Problem requirements
Records follow. Copy every line with "TypeScript".
:: Record list
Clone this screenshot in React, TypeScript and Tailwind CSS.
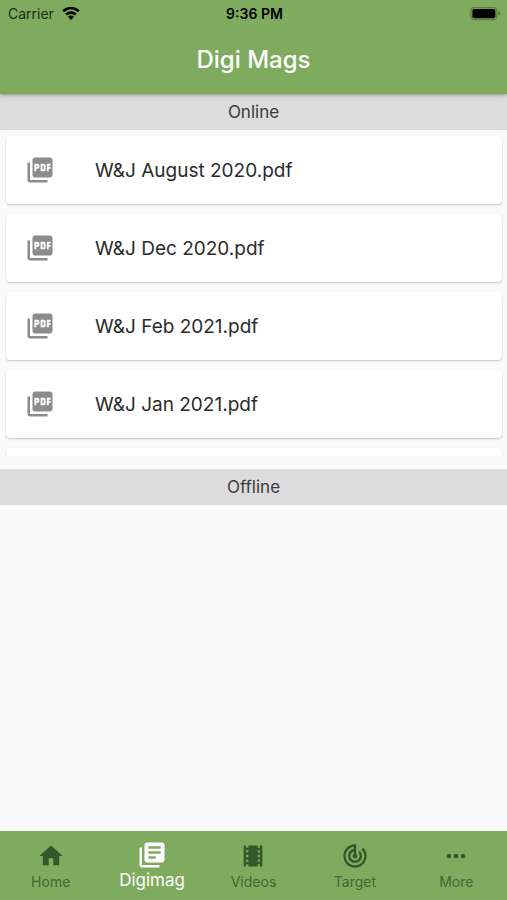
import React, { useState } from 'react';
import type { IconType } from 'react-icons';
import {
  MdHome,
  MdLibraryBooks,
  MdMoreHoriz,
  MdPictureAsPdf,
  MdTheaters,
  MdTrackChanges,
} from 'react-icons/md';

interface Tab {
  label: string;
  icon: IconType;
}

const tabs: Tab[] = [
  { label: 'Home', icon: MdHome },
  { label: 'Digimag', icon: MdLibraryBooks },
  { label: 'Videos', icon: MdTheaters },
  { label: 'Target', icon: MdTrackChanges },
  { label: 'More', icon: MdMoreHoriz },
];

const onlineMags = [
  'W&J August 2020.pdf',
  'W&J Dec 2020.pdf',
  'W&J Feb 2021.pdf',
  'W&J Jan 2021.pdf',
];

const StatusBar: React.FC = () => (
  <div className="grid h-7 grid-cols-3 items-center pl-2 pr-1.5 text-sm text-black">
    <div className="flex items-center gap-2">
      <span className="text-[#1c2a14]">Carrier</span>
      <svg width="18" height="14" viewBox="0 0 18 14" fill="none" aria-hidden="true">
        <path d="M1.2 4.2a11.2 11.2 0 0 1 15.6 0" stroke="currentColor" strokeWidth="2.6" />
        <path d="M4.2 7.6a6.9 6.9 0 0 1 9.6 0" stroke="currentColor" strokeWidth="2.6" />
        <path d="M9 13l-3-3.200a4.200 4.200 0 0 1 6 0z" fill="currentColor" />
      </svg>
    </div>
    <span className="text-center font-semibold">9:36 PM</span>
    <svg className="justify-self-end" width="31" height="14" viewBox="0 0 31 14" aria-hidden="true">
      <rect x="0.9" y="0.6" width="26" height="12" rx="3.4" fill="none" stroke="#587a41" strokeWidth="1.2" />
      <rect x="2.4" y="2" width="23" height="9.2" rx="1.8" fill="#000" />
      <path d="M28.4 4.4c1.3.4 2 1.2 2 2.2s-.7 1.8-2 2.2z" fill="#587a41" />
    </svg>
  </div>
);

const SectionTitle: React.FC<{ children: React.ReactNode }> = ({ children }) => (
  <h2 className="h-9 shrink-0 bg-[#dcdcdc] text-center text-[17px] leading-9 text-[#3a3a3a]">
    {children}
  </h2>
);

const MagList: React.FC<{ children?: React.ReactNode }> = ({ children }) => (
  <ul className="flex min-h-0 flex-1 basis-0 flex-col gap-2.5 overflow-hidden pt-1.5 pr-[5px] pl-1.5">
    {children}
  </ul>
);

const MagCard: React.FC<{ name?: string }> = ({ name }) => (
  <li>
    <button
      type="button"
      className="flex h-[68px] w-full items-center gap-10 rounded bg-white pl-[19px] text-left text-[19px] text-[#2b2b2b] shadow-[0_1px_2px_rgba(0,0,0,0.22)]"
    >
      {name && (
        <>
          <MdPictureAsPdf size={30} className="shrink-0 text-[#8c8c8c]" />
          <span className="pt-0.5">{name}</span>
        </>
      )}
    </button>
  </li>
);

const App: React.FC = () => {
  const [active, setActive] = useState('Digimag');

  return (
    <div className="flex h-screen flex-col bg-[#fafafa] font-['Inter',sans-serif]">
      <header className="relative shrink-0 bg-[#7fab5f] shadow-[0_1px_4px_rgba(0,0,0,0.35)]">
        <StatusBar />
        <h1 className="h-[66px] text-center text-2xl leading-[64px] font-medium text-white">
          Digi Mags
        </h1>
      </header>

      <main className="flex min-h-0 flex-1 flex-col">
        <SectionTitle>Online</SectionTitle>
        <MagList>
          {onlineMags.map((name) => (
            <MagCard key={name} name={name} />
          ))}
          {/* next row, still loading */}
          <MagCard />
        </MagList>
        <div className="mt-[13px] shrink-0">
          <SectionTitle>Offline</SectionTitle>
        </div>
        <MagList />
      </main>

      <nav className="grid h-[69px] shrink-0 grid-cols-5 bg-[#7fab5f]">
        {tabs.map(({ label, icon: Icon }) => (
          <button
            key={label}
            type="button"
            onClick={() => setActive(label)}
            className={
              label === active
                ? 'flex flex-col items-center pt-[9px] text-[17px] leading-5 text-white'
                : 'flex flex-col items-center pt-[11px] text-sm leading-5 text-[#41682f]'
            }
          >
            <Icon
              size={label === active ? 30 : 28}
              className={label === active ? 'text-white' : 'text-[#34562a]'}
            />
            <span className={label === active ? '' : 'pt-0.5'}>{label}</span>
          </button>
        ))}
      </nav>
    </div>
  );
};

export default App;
::::
:: Record list
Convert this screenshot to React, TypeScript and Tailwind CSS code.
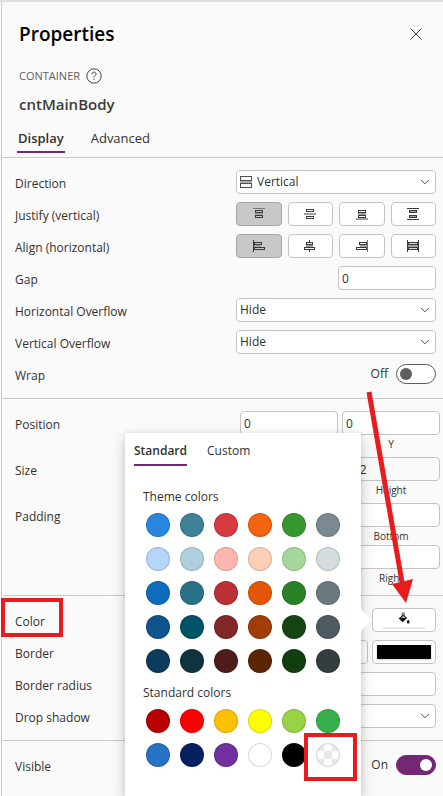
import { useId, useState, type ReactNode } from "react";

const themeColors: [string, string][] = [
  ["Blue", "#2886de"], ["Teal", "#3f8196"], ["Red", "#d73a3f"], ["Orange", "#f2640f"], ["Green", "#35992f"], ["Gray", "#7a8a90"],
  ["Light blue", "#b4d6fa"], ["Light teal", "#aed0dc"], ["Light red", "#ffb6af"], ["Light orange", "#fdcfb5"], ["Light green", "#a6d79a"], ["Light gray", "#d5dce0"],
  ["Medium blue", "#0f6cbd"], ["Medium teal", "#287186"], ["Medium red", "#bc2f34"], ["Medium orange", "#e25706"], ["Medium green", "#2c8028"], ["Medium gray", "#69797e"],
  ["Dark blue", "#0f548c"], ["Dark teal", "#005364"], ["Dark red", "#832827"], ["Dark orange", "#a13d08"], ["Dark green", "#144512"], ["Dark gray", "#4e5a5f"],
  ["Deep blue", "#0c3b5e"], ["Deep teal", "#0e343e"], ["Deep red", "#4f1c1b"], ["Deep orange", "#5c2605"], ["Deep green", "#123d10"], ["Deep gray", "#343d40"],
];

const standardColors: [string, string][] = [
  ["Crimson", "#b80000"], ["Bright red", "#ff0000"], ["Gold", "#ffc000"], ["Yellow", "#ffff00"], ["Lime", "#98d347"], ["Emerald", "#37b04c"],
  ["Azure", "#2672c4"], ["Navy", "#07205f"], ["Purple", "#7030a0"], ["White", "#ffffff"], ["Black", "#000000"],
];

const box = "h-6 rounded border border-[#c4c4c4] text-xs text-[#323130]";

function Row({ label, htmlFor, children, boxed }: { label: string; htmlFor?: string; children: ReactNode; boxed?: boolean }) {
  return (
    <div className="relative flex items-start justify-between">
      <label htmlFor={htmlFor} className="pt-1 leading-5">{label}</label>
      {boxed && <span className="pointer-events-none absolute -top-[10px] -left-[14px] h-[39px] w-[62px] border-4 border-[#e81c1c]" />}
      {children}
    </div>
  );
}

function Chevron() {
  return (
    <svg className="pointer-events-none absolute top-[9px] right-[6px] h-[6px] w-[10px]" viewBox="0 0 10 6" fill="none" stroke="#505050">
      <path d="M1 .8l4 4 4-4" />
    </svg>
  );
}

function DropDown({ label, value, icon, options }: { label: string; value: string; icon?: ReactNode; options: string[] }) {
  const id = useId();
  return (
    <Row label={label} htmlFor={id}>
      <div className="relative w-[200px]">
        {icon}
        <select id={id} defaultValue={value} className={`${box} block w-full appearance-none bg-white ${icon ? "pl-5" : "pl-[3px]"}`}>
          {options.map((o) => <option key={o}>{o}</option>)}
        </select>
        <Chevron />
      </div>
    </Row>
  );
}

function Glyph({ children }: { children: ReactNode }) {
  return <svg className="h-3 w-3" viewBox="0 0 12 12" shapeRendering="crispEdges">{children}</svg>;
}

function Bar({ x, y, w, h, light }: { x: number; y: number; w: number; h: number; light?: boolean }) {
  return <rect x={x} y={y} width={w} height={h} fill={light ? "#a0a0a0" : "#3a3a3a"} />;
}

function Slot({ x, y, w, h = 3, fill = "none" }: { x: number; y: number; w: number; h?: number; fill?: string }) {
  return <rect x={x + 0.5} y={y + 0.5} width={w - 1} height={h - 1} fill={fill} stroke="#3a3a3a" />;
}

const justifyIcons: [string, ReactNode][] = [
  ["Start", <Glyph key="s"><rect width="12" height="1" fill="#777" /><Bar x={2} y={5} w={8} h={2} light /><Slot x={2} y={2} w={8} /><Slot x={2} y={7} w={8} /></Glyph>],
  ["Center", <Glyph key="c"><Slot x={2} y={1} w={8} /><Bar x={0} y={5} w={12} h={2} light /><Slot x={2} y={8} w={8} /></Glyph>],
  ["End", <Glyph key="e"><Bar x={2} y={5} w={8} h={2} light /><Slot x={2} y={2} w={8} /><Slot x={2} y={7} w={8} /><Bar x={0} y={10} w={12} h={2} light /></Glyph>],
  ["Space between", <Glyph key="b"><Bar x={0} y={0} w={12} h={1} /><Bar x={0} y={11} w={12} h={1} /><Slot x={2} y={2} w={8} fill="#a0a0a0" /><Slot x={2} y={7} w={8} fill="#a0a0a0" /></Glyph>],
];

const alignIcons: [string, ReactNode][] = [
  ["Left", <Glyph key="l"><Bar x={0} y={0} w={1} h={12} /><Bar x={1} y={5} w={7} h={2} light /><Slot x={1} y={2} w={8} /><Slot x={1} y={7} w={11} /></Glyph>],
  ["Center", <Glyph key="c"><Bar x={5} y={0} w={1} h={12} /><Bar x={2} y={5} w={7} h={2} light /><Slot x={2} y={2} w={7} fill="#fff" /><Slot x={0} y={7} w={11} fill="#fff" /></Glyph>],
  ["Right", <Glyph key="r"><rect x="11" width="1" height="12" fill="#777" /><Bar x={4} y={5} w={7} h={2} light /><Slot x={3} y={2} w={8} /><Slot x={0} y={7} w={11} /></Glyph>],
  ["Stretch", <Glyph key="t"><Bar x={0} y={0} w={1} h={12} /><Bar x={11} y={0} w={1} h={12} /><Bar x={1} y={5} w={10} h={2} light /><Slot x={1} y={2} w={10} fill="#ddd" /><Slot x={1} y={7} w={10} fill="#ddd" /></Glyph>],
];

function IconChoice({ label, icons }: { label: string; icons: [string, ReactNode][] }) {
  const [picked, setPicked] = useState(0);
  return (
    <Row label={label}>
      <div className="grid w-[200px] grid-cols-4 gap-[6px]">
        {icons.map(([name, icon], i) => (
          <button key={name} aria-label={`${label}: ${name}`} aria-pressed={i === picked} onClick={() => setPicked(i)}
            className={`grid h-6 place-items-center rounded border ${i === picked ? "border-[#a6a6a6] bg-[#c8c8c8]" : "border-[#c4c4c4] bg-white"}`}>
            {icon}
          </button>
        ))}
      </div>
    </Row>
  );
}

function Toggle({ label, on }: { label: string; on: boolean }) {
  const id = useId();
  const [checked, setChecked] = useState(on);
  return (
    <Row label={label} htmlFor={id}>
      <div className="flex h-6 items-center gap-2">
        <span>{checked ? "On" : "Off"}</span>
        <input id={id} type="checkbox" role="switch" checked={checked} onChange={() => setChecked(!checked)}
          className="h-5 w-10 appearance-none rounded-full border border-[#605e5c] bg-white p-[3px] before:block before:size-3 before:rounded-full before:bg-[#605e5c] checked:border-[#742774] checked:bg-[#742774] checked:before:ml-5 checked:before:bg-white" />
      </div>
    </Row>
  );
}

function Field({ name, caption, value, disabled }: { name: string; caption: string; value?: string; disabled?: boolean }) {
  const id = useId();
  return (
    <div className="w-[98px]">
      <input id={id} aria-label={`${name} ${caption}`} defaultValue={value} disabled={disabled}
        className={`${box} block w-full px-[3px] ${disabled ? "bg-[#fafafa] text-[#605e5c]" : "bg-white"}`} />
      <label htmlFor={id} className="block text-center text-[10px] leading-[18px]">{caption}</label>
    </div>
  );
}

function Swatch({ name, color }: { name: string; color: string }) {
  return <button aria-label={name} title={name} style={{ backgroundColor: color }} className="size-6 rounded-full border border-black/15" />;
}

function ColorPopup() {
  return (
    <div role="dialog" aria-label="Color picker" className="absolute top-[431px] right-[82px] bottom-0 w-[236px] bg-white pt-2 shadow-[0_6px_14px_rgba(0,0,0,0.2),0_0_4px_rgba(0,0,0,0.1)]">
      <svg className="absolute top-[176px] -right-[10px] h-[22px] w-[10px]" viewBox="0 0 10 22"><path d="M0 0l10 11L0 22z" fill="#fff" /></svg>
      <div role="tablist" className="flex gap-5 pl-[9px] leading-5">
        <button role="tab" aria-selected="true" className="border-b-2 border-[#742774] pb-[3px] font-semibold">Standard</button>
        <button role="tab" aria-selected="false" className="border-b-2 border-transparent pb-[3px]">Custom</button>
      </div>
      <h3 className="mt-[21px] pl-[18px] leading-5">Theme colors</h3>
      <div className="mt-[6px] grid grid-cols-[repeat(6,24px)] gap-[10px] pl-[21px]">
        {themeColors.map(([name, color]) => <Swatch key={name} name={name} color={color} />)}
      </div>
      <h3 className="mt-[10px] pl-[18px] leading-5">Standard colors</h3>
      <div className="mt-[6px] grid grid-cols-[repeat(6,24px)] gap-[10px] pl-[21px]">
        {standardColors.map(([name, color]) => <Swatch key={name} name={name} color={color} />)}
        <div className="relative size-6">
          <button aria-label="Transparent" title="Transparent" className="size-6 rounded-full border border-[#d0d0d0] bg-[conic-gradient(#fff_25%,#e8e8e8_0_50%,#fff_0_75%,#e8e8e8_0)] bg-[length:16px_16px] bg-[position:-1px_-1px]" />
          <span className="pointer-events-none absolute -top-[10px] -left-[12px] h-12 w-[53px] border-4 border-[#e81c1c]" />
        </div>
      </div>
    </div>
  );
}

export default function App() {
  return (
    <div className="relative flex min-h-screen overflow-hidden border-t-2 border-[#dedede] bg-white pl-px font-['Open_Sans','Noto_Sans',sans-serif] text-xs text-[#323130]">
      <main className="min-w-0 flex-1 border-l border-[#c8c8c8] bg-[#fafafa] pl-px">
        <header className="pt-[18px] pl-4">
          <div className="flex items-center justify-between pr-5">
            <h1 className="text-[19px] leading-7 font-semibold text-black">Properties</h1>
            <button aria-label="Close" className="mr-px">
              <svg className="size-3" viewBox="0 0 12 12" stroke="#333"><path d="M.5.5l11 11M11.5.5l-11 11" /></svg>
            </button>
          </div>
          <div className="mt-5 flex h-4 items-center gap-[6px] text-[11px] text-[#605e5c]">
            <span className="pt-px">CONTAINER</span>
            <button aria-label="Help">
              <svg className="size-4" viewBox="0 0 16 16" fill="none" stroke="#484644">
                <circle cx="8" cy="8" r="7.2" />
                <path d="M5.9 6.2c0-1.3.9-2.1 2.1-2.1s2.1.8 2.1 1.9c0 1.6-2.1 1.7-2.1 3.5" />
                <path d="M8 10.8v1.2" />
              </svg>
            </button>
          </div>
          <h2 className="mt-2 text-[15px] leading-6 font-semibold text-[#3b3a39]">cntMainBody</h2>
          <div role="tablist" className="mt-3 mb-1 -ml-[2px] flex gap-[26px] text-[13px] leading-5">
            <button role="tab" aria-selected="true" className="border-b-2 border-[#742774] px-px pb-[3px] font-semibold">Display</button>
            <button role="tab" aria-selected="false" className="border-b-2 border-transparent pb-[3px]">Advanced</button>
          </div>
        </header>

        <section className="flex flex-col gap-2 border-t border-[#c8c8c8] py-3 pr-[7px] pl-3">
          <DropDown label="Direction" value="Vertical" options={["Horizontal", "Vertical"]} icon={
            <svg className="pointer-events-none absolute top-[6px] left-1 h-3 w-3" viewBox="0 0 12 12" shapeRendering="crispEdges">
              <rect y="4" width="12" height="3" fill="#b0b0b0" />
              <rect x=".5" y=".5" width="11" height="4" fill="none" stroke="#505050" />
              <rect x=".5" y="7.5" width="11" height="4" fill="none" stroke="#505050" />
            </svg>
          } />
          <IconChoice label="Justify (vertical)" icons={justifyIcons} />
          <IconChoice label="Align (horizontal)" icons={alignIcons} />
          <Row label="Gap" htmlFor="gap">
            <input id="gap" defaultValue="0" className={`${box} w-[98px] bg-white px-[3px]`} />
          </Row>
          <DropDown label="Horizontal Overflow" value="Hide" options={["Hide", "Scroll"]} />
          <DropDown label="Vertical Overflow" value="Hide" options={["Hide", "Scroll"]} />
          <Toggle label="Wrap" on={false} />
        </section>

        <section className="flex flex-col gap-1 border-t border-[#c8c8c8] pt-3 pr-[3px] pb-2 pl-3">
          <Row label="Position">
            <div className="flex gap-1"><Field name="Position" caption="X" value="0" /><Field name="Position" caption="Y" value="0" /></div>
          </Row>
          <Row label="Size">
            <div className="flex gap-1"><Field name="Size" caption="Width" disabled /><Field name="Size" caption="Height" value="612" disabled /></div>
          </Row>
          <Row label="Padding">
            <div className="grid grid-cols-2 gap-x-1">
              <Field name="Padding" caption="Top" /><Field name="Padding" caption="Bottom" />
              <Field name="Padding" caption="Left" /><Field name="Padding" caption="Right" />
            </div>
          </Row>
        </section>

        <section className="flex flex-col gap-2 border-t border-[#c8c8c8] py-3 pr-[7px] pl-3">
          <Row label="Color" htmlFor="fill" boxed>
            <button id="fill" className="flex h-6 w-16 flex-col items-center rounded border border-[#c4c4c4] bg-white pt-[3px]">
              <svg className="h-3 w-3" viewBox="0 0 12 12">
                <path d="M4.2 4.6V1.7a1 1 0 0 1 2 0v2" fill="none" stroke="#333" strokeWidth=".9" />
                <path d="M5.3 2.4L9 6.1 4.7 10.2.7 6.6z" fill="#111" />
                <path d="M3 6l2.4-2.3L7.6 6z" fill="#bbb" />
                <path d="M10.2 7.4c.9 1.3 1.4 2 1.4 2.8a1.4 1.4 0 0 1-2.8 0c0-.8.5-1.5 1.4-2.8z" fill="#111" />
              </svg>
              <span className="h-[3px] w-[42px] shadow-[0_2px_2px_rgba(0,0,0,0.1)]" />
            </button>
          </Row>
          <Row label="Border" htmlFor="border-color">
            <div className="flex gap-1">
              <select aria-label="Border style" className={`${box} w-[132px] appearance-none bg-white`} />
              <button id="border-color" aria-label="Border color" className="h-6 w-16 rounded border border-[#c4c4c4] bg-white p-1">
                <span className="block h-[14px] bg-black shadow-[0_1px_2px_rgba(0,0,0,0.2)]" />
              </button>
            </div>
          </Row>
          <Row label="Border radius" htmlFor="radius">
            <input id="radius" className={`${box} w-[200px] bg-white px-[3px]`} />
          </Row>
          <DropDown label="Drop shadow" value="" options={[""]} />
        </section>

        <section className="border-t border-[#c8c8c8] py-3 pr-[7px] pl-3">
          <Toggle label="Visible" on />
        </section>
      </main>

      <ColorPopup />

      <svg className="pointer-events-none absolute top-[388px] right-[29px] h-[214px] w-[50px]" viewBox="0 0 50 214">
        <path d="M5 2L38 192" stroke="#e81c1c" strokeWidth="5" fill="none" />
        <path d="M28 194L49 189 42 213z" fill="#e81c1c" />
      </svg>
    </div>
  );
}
::::
Solution to this task
Clone this screenshot in React, TypeScript and Tailwind CSS.
Convert this screenshot to React, TypeScript and Tailwind CSS code.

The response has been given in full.